Жизнь – не роман. Во всяком случае, вам хочется в это верить. Ролан Барт бредет по рю де Бьевр, от Сены – вверх. Величайший критик XX века сам не свой – и не удивительно. Умерла его мать, а отношения у них были поистине прустовские[1]. К тому же курс в Коллеж де Франс, который он назвал «Подготовка романа», терпит фиаско, и ему трудно себе в этом не признаться: целый год он рассказывает студентам о японских хокку, о фотографии, об означающих и означаемых, о Паскалевой философии развлечения, об официантах в кафе, о халатах и распределении мест в аудитории – обо всем, кроме романа. И так почти три года подряд. Конечно, он понимает, что этот курс – лишь способ оттянуть время, прежде чем он сядет за настоящий литературный опус и воздаст должное самому утонченному из романистов, который в нем дремлет, но, по общему мнению, уже начал пробуждаться во «Фрагментах любовной речи» – этой новой библии для тех, кому нет двадцати пяти. Из Сент-Бёва в Прусты – настало время переродиться и занять причитающееся ему место в писательском пантеоне. Мама умерла: круг, начатый «Нулевой степенью письма», замкнулся. Час пробил.

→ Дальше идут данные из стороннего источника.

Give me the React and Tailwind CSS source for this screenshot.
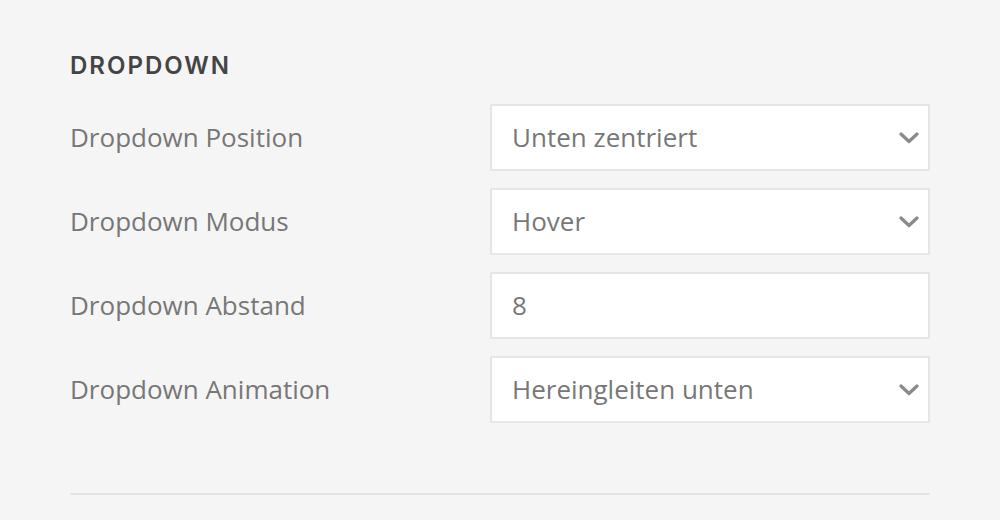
import React from 'react';

const rows = [
  { label: 'Dropdown Position', value: 'Unten zentriert', select: true },
  { label: 'Dropdown Modus', value: 'Hover', select: true },
  { label: 'Dropdown Abstand', value: '8', select: false },
  { label: 'Dropdown Animation', value: 'Hereingleiten unten', select: true },
];

const Chevron = () => (
  <svg width="20" height="12" viewBox="0 0 20 12" fill="none">
    <path d="M2 2 L10 9.5 L18 2" stroke="#8a8a8a" strokeWidth="3.2" strokeLinecap="round" strokeLinejoin="round" />
  </svg>
);

export default function App() {
  return (
    <div className="min-h-[520px] w-[1000px] bg-[#f5f5f5] px-[70px] pt-[51px] font-['Open_Sans',sans-serif]">
      <h2 className="text-[24px] font-semibold leading-[30px] tracking-[2px] text-[#444444] font-['Inter',sans-serif]">
        DROPDOWN
      </h2>

      <div className="mt-[23px] flex flex-col gap-[17px]">
        {rows.map((row) => (
          <div key={row.label} className="flex items-center">
            <div className="w-[420px] text-[26px] text-[#777777]">{row.label}</div>
            <div className="flex h-[67px] w-[440px] items-center justify-between border-2 border-[#e6e6e6] bg-white pl-5 pr-[9px]">
              <span className="text-[26px] text-[#777777]">{row.value}</span>
              {row.select && <Chevron />}
            </div>
          </div>
        ))}
      </div>

      <div className="mt-[70px] h-[2px] bg-[#e3e3e3]" />
    </div>
  );
}
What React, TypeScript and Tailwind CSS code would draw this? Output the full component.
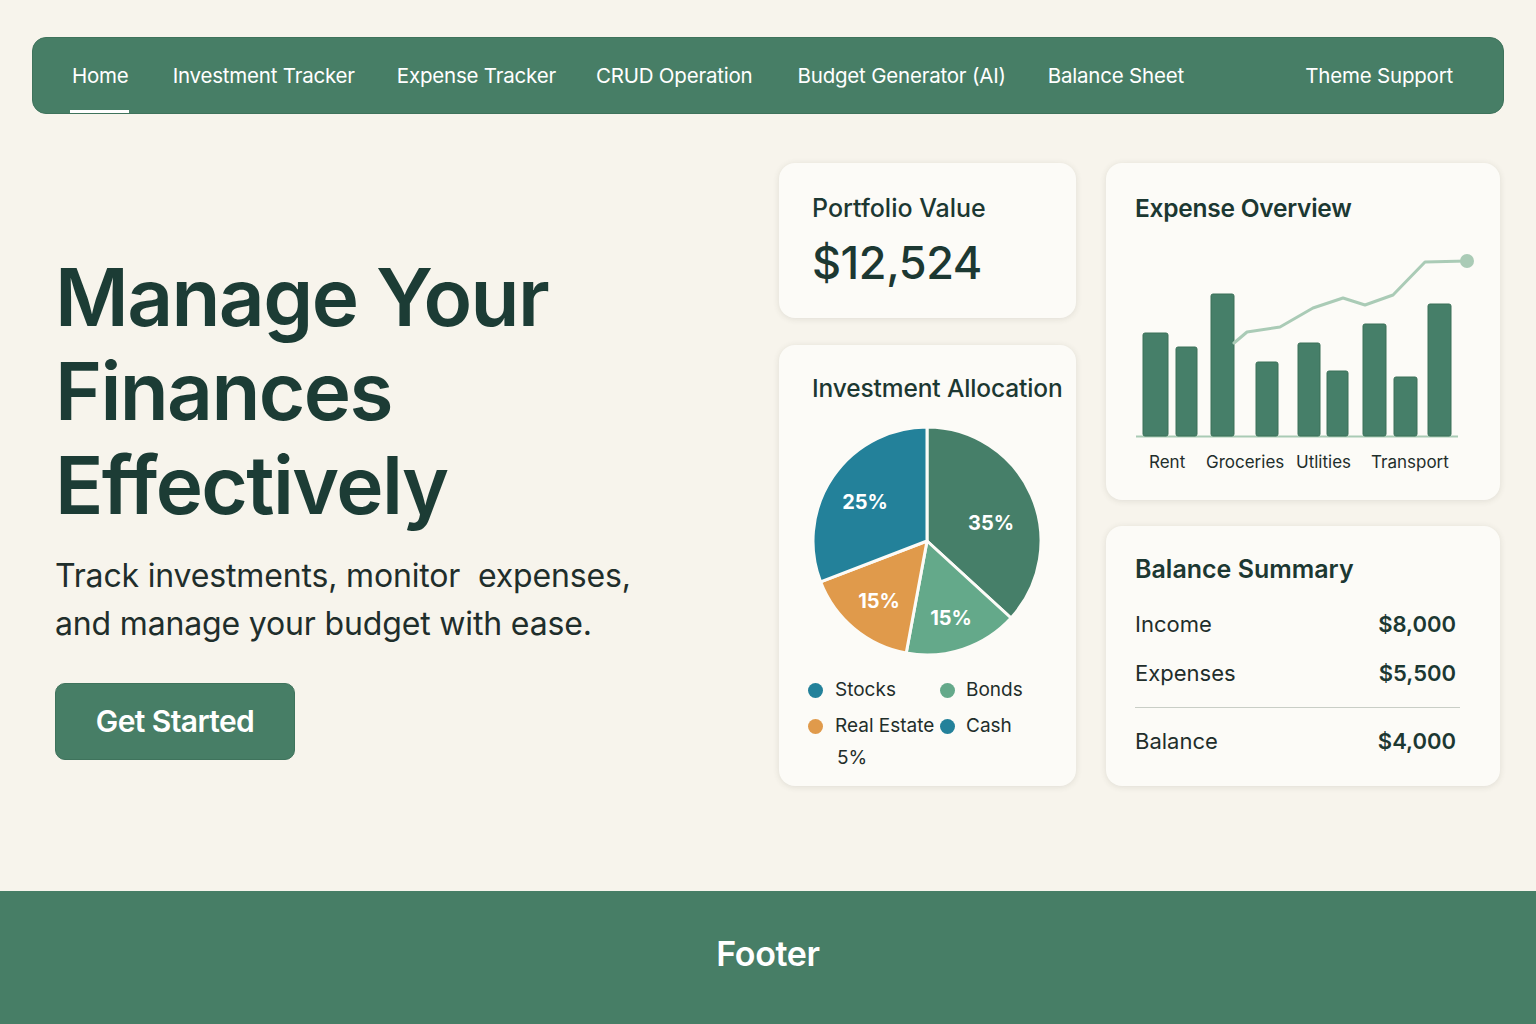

Политика – ну да, будет видно. После поездки в Китай ярым маоистом его не назовешь. Да и не этого от него ждут.
Шатобриан, Ларошфуко, Брехт, Расин, Роб-Грийе, Мишле, Мама (для него – с большой буквы). Золото, а не ребенок.
Я вот думаю: был ли квартал уже тогда усеян магазинами «Бывалый турист»?
Через четверть часа он будет мертв.
Уверен, что на рю де Блан-Манто кормили на совесть. Мне представляется, что по части еды там у всех губа не дура. В «Мифологиях» Ролан Барт разбирает современные мифы, созданные буржуазией для самовозвеличивания: благодаря этой книге он стал по-настоящему знаменит; то есть, в некотором смысле, буржуазия и его вознесла. Правда, это мелкая буржуазия. Солидный буржуа, вздумавший служить народу, – это особый случай, достойный анализа; стоит написать статью. Вечером? Можно и прямо сейчас. Хотя нет, сначала надо разложить диапозитивы.
Ролан Барт ускоряет шаг, но совершенно не воспринимает внешний мир; а ведь он прирожденный наблюдатель, его дело – наблюдать и анализировать, и всю жизнь он занят тем, что гоняется за всевозможными знаками. Он практически не замечает ни деревьев, ни тротуаров, ни витрин, ни машин на бульваре Сен-Жермен, который знает, как свои пять пальцев. Здесь не Япония. Он больше не чувствует покалывающего холода. И едва слышит уличный гул. Чем не аллегория: пещера наоборот[2] – мир идей, в котором он себя запер, затуманивает восприятие мира чувственного. Вокруг себя он видит лишь тени.
Причины, о которых я упомянул, объясняя тревоги Ролана Барта, подтверждены Историей, но мне хочется рассказать вам, что же произошло в действительности. Да, в этот день его мысли витают где-то далеко, однако дело тут не только в смерти матери, в неспособности написать роман или даже во все более очевидном и, как он сам полагает, необратимом охлаждении к юношам. Я не говорю, что он об этом не думает, – характер его маниакальных неврозов мне предельно ясен. Но сегодня есть кое-что еще. Заметив отсутствующий взгляд человека, погруженного в свои мысли, внимательный прохожий узнал бы признаки того состояния, которое, как казалось Барту, к нему уже не вернется: он крайне возбужден. Тут вам не только мать, юноши или роман-фантом. Тут еще и libido sciendi, жажда знания, а с ней – вновь наметившаяся и дорогая сердцу тщеславца перспектива совершить переворот в человеческом сознании и, быть может, изменить мир. Уж не мнит ли себя Барт Эйнштейном, вынашивающим знаменитую теорию, пока переходит рю дез Эколь? Очевидно одно: он невнимателен. До рабочего кабинета остается несколько десятков метров, когда его сбивает грузовик-полуторка. Глухой стук, характерный и страшный, – удар тела о листовое железо, и вот оно катится по мостовой, как тряпичная кукла. Прохожие вздрагивают. Но откуда им было знать тогда, среди бела дня, 25 февраля 1980 года, что именно произошло у них на глазах, если мир не ведает этого до сих пор?